Just as the athletes discarded everything and competed gumnos—free from anything that could possibly burden them—so we must get rid of every encumbrance, every association, habit, and tendency that impedes godliness. If we are to excel, we must strip ourselves to a lean, spiritual nakedness… Men, we will never get anywhere spiritually without a conscious divestment of the things that are holding us back.
A Young Man’s Lesson in Discipline
Sometime in the early summer before entering the seventh grade, I wandered over from the baseball field and picked up a tennis racket for the first time—and I was hooked! It was not long before I became a ten-year-old tennis bum. My passion for the sport became so intense, I would idly hold a tennis ball and just sniff it. The pssst and the rubbery fragrance upon opening a can of new tennis balls became intoxicating. The whop, whop and the lingering ring of a sweetly hit ball, especially in the quietness of early morning, was to me symphonic.
That fall, I determined to become a tennis player. I spent my hoarded savings on one of those old beautifully laminated Davis Imperial tennis rackets—a treasure that I actually took to bed with me. I was disciplined! I played every day after school (except during basketball season) and every weekend. When spring came, I biked to the courts where the local high school team practiced and longingly watched until they finally gave in and let me play with them. The next two summers I took lessons, played some tournaments, and practiced about six to eight hours a day—coming home only when they turned off the lights.
And I became good. I was good enough, in fact, that as a twelve-and-a-half-year-old, 110-pound freshman, I was second man on the varsity tennis team of my large three thousand-student California high school.

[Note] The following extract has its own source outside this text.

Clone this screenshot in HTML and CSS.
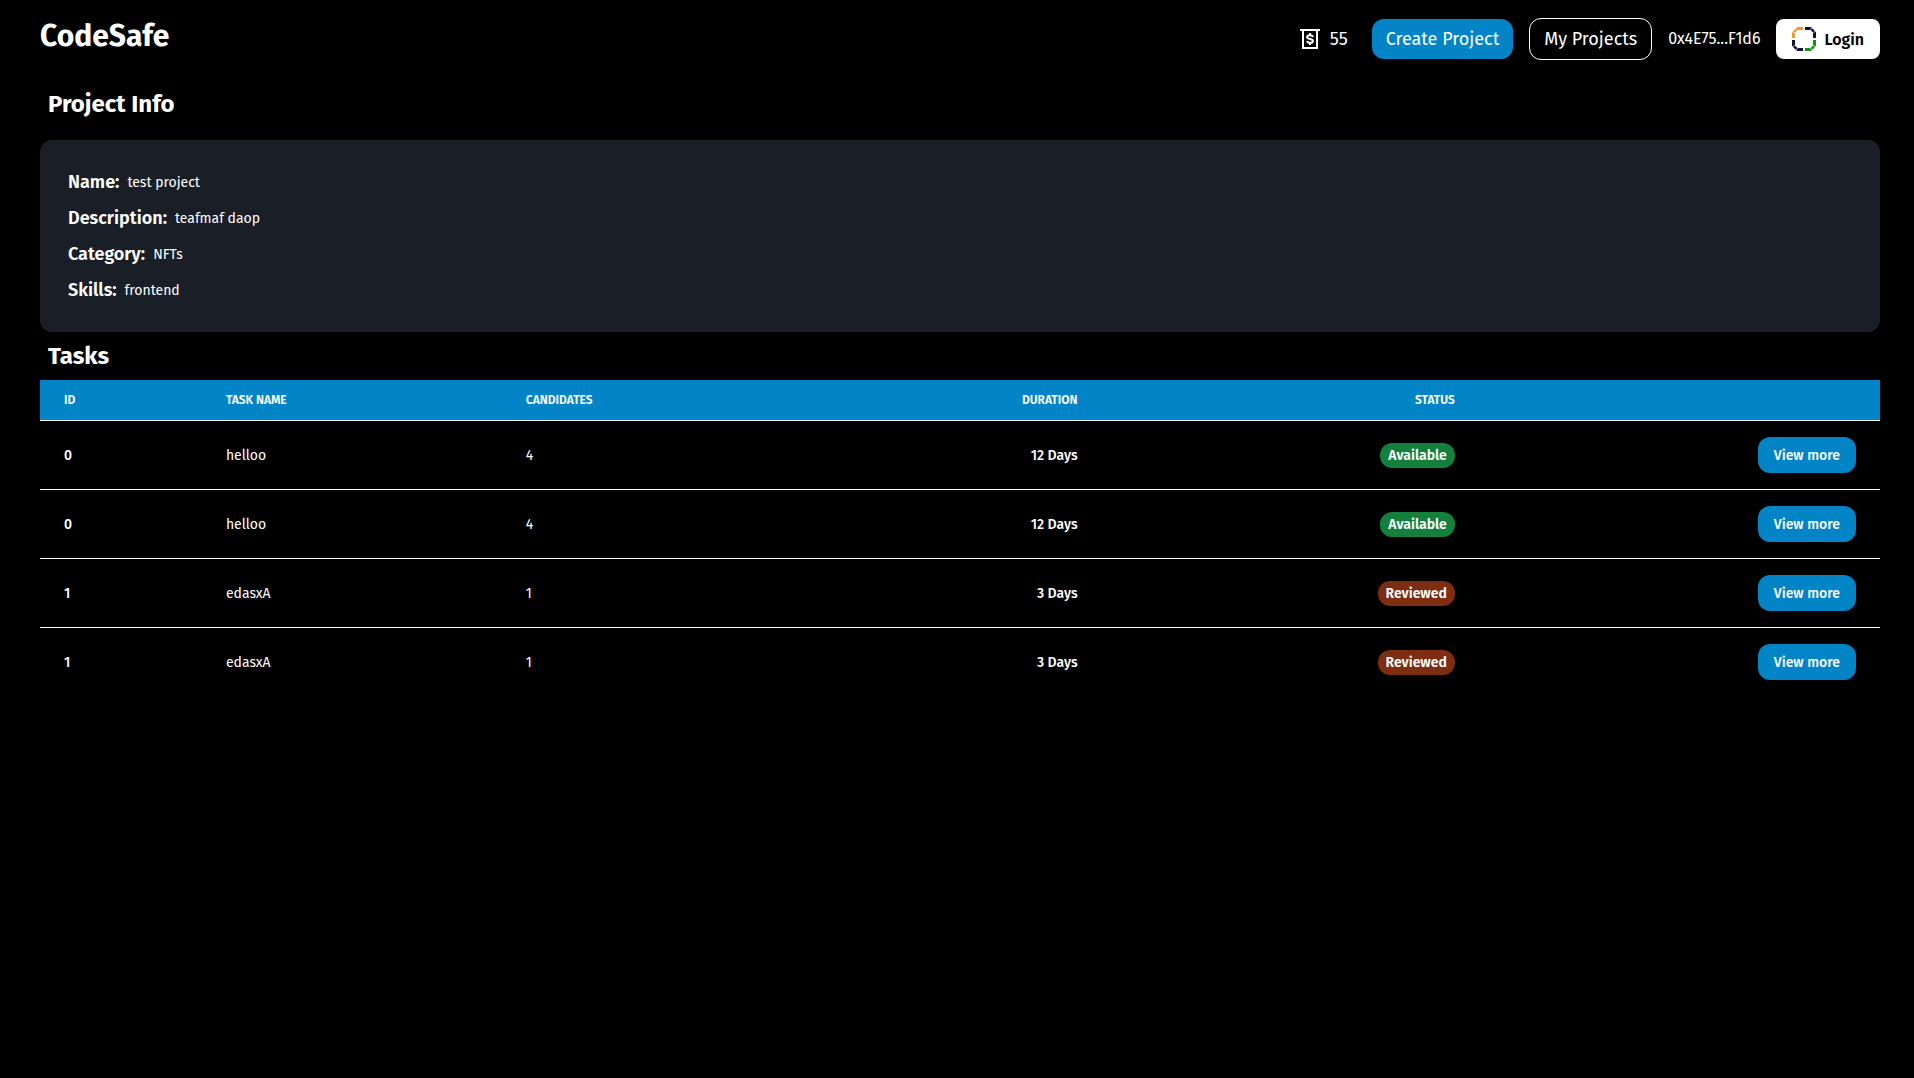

Not only did I play at a high level, I learned that personal discipline is the indispensable key for accomplishing anything in this life. I have since come to understand even more that it is, in fact, the mother and handmaiden of what we call genius.
Examples of Greatness Through Discipline
Those who watched Mike Singletary play football and observed his wide-eyed intensity and his churning, crunching samurai hits are usually surprised when they meet him. He is not an imposing hulk. He is barely six feet tall and weighs maybe 220. Whence the greatness? Discipline. Singletary was as disciplined a student of the game as any who have ever played it. In his autobiography, Calling the Shots, he says that in watching game films, he would often run a single play fifty to sixty times, and that it took him three hours to watch half a football game, which is only twenty to thirty plays!1 Because he watched every player, because he knew the opposition’s tendencies—given the down, distance, hash mark, and time remaining—and because he read the opposition’s minds through their stances, he was often moving toward the ball’s preplanned destination before the play developed. Singletary’s legendary success was a testimony to his remarkably disciplined life.
The legendary Jack Nicklaus, the most successful professional golfer of all time, once quipped, “The more I practice, the luckier I get.” Michael Phelps’s eight (yes, you read it correctly—eight!) gold medals at the 2009 Olympics in Beijing were the result of thousands of hours and miles in the pool of disciplined boredom. The glory of a Steph Curry three-point shot that wins a basketball game at the buzzer is the apex of a life of inglorious discipline! It is common knowledge that Curry practices in the offseason for three hours a day, six days a week in the summer. It is also well known that after elaborate preparation he will shoot between six hundred and seven hundred baskets, counting only the ones he makes. On intense shooting days, the number increases to at least a thousand.
Canadian icon Wayne Gretsky, regarded as the greatest ice hockey player ever, became what he was because early on he disciplined both his mind and his body for the rough-and-tumble game. As a boy, he systematically charted the angles of the ricocheting puck so that he came to anticipate what was going to happen on the ice better than any player in the game. The “Great Gretsky” was there when the puck arrived. Listen to how Gretsky describes himself: “I wasn’t naturally gifted in terms of size and speed; everything I did in hockey I worked for.” And then later, “The highest compliment that you can pay me is to say that I worked hard every day. . . . That’s how I came to know where the puck was going before it even got there.2
Michelangelo’s, Leonardo da Vinci’s, and Tintoretto’s multitudes of sketches, the quantitative discipline of their work, prepared the way for the cosmic qualitative value of their work. We wonder at the anatomical perfection of a da Vinci painting. But we forget that da Vinci on one occasion drew a thousand hands.3 In the last century, Henri Matisse explained his own mastery, remarking that the difficulty with many who wanted to be artists was that they spent their time chasing models rather than painting them.4 Again, the discipline factor!
The Essential Nature of Discipline
We will never get anywhere in life without discipline, be it the arts, the trades, business, athletics, or academics. Whatever your particular thing is, whether it is swimming, football, soccer, basketball, tennis, surfing, mountain climbing, bull riding, motocross, chess, math, computer science, the guitar, the sitar, writing, poetry, or painting—whatever it is—you will never get anywhere without discipline.